> **Goal of the exercise**:
Check every line below for the word "React" and show those that hold it.

(begin)

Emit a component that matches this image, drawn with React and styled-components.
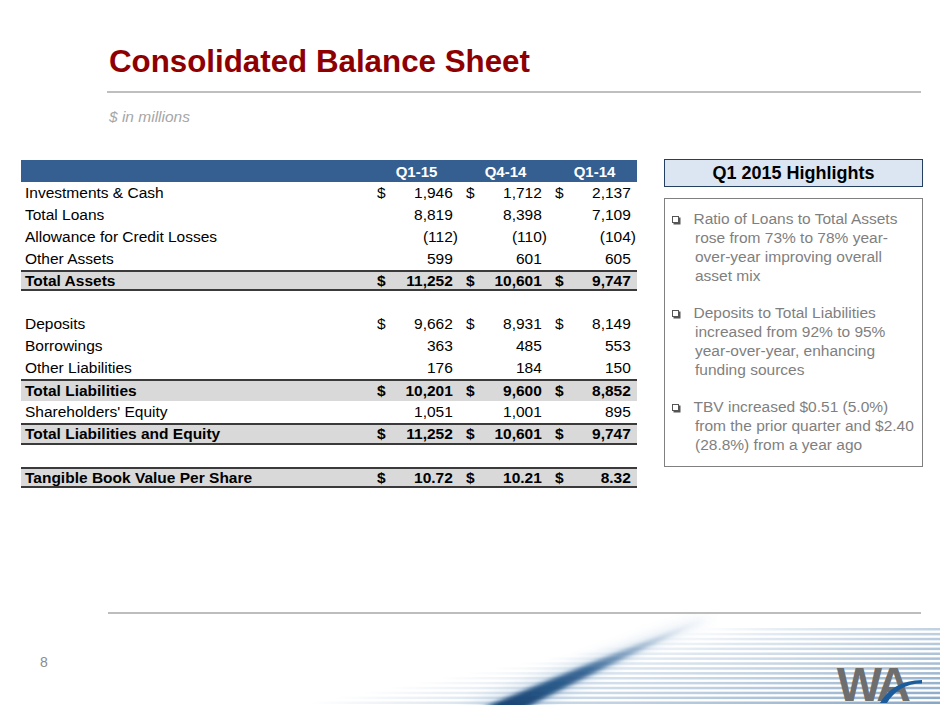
import React from 'react';
import styled, { createGlobalStyle } from 'styled-components';

const GlobalStyle = createGlobalStyle`
  html, body { margin: 0; padding: 0; background: #ffffff; }
  body { font-family: "Liberation Sans", Arial, sans-serif; }
  *, *::before, *::after { box-sizing: border-box; }
`;

const Slide = styled.div`
  width: 940px;
  height: 705px;
  display: flex;
  flex-direction: column;
  overflow: hidden;
  background: #ffffff;
`;

const Header = styled.header`
  padding: 46px 0 0 109px;
`;

const Title = styled.h1`
  margin: 0;
  font-size: 31.3px;
  line-height: 31px;
  font-weight: 700;
  color: #8e0000;
  white-space: nowrap;
`;

const TitleRule = styled.div`
  width: 814px;
  height: 2px;
  margin: 14px 0 0 -2px;
  background: #bfbfbf;
`;

const Subtitle = styled.div`
  margin-top: 16px;
  font-size: 15.5px;
  line-height: 15.5px;
  font-style: italic;
  color: #a6a6a6;
`;

const Main = styled.main`
  display: flex;
  align-items: flex-start;
  margin-top: 34.5px;
  padding-left: 21px;
`;

const Table = styled.div`
  width: 616px;
  margin-top: 1px;
  font-size: 15.5px;
  color: #000000;
`;

const GRID = '349px repeat(3, 89px)';

const HeadRow = styled.div`
  display: grid;
  grid-template-columns: ${GRID};
  align-items: center;
  height: 22px;
  background: #365f91;
  color: #ffffff;
  font-size: 15px;
  font-weight: 700;
`;

const HeadCell = styled.div`
  text-align: center;
  padding-left: 4px;
`;

const Row = styled.div`
  display: grid;
  grid-template-columns: ${GRID};
  align-items: center;
  height: 21.9px;
  font-weight: ${(p) => (p.$total ? 700 : 400)};
  background: ${(p) => (p.$total ? '#d9d9d9' : 'transparent')};
  border-top: ${(p) => (p.$total ? '2px solid #3a3a3a' : '0')};
  border-bottom: ${(p) => (p.$closed ? '2px solid #3a3a3a' : '0')};
`;

const Label = styled.div`
  padding-left: 4px;
  white-space: nowrap;
`;

const Amount = styled.div`
  display: flex;
  justify-content: space-between;
  padding: 0 1px 0 7px;
  white-space: nowrap;
`;

const Value = styled.span`
  padding-right: ${(p) => (p.$neg ? '0' : '5.2px')};
`;

const Panel = styled.aside`
  width: 259px;
  margin-left: 27px;
  display: flex;
  flex-direction: column;
  gap: 11px;
`;

const PanelTitle = styled.div`
  height: 28px;
  display: flex;
  align-items: center;
  justify-content: center;
  background: #dce6f2;
  border: 1.5px solid #243f60;
  font-size: 18px;
  font-weight: 700;
  color: #000000;
`;

const PanelBody = styled.div`
  border: 1.5px solid #808080;
  padding: 11px 4px 11px 7px;
  font-size: 15.5px;
  line-height: 18.9px;
  color: #7f7f7f;
`;

const Bullet = styled.div`
  display: flex;
  & + & {
    margin-top: 18.5px;
  }
`;

const BulletMark = styled.div`
  width: 21.5px;
  flex-shrink: 0;
  &::before {
    content: '';
    display: block;
    width: 7px;
    height: 7px;
    margin-top: 6px;
    border: 1px solid #555555;
    box-shadow: 1.5px 1.5px 0 #555555;
  }
`;

const BulletText = styled.div`
  white-space: nowrap;
`;

const Line = styled.div`
  padding-left: ${(p) => (p.$first ? '0' : '1.5px')};
`;

const Footer = styled.footer`
  position: relative;
  margin-top: auto;
  height: 93px;
`;

const Swoosh = styled.svg`
  position: absolute;
  left: 0;
  top: 0;
  width: 940px;
  height: 93px;
  z-index: 0;
`;

const FooterRule = styled.div`
  position: relative;
  z-index: 1;
  width: 813px;
  height: 2px;
  margin-left: 108px;
  background: #bdbdbd;
`;

const BottomRow = styled.div`
  position: relative;
  z-index: 1;
  display: flex;
  justify-content: space-between;
  align-items: flex-start;
  margin-top: 40px;
  padding: 0 32px 0 40px;
`;

const PageNum = styled.div`
  font-size: 14px;
  line-height: 16px;
  color: #8c8c8c;
`;

const LogoMark = styled.div`
  position: relative;
  margin-top: 13px;
  height: 36px;
  font-size: 48px;
  line-height: 36px;
  font-weight: 700;
  letter-spacing: -3px;
  color: #6e6e6e;
  white-space: nowrap;
`;

const LogoArc = styled.svg`
  position: absolute;
  left: 0;
  top: 0;
  width: 86px;
  height: 36px;
  overflow: visible;
`;

const rows = [
  { label: 'Investments & Cash', vals: ['1,946', '1,712', '2,137'], dollar: true },
  { label: 'Total Loans', vals: ['8,819', '8,398', '7,109'] },
  { label: 'Allowance for Credit Losses', vals: ['(112)', '(110)', '(104)'] },
  { label: 'Other Assets', vals: ['599', '601', '605'] },
  { label: 'Total Assets', vals: ['11,252', '10,601', '9,747'], dollar: true, total: true, closed: true },
  { blank: true },
  { label: 'Deposits', vals: ['9,662', '8,931', '8,149'], dollar: true },
  { label: 'Borrowings', vals: ['363', '485', '553'] },
  { label: 'Other Liabilities', vals: ['176', '184', '150'] },
  { label: 'Total Liabilities', vals: ['10,201', '9,600', '8,852'], dollar: true, total: true },
  { label: "Shareholders' Equity", vals: ['1,051', '1,001', '895'] },
  { label: 'Total Liabilities and Equity', vals: ['11,252', '10,601', '9,747'], dollar: true, total: true, closed: true },
  { blank: true },
  { label: 'Tangible Book Value Per Share', vals: ['10.72', '10.21', '8.32'], dollar: true, total: true, closed: true },
];

const highlights = [
  ['Ratio of Loans to Total Assets', 'rose from 73% to 78% year-', 'over-year improving overall', 'asset mix'],
  ['Deposits to Total Liabilities', 'increased from 92% to 95%', 'year-over-year, enhancing', 'funding sources'],
  ['TBV increased $0.51 (5.0%)', 'from the prior quarter and $2.40', '(28.8%) from a year ago'],
];

function SwooshArt() {
  const stripes = [];
  for (let i = 0; i < 16; i++) {
    const y = 16 + i * 4.9;
    const x0 = 700 - i * 26;
    stripes.push(
      <rect
        key={i}
        x={x0}
        y={y}
        width={940 - x0}
        height={2.5}
        fill="url(#stripeFade)"
        opacity={0.5 + i * 0.03}
      />
    );
  }
  return (
    <Swoosh viewBox="0 0 940 93" preserveAspectRatio="none" aria-hidden="true">
      <defs>
        <linearGradient id="stripeFade" x1="0" y1="0" x2="1" y2="0">
          <stop offset="0" stopColor="#9fbad4" stopOpacity="0" />
          <stop offset="0.35" stopColor="#9fbad4" stopOpacity="0.55" />
          <stop offset="1" stopColor="#7b9dbf" stopOpacity="0.95" />
        </linearGradient>
        <linearGradient id="streakFade" x1="0" y1="1" x2="1" y2="0">
          <stop offset="0" stopColor="#0f3c6c" stopOpacity="1" />
          <stop offset="0.45" stopColor="#1f5387" stopOpacity="0.85" />
          <stop offset="1" stopColor="#6f97bf" stopOpacity="0" />
        </linearGradient>
        <filter id="blurSoft" x="-20%" y="-20%" width="140%" height="140%">
          <feGaussianBlur stdDeviation="2.2" />
        </filter>
        <filter id="blurWide" x="-30%" y="-30%" width="160%" height="160%">
          <feGaussianBlur stdDeviation="7" />
        </filter>
      </defs>
      {stripes}
      <path
        d="M455 100 Q 585 48 705 6 L 712 6 Q 600 55 535 100 Z"
        fill="#9dbbd8"
        opacity="0.45"
        filter="url(#blurWide)"
      />
      <path
        d="M478 98 Q 590 50 702 8 L 706 8 Q 605 54 522 98 Z"
        fill="url(#streakFade)"
        filter="url(#blurSoft)"
      />
    </Swoosh>
  );
}

function Logo() {
  return (
    <LogoMark aria-label="WA logo">
      WA
      <LogoArc viewBox="0 0 86 36" aria-hidden="true">
        <path d="M43 36 C 51 22, 65 13, 85 13 L 85 16.5 C 69 16.5, 57 24, 50 36 Z" fill="#1b5c9c" />
      </LogoArc>
    </LogoMark>
  );
}

export default function App() {
  return (
    <>
      <GlobalStyle />
      <Slide>
        <Header>
          <Title>Consolidated Balance Sheet</Title>
          <TitleRule />
          <Subtitle>$ in millions</Subtitle>
        </Header>
        <Main>
          <Table>
            <HeadRow>
              <div />
              <HeadCell>Q1-15</HeadCell>
              <HeadCell>Q4-14</HeadCell>
              <HeadCell>Q1-14</HeadCell>
            </HeadRow>
            {rows.map((r, i) =>
              r.blank ? (
                <Row key={i} />
              ) : (
                <Row key={i} $total={r.total} $closed={r.closed}>
                  <Label>{r.label}</Label>
                  {r.vals.map((v, j) => (
                    <Amount key={j}>
                      <span>{r.dollar ? '$' : ''}</span>
                      <Value $neg={v.startsWith('(')}>{v}</Value>
                    </Amount>
                  ))}
                </Row>
              )
            )}
          </Table>
          <Panel>
            <PanelTitle>Q1 2015 Highlights</PanelTitle>
            <PanelBody>
              {highlights.map((lines, i) => (
                <Bullet key={i}>
                  <BulletMark />
                  <BulletText>
                    {lines.map((l, k) => (
                      <Line key={k} $first={k === 0}>
                        {l}
                      </Line>
                    ))}
                  </BulletText>
                </Bullet>
              ))}
            </PanelBody>
          </Panel>
        </Main>
        <Footer>
          <SwooshArt />
          <FooterRule />
          <BottomRow>
            <PageNum>8</PageNum>
            <Logo />
          </BottomRow>
        </Footer>
      </Slide>
    </>
  );
}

(end)

> **Answer to the task**:
Emit a component that matches this image, drawn with React and styled-components.
import React from 'react';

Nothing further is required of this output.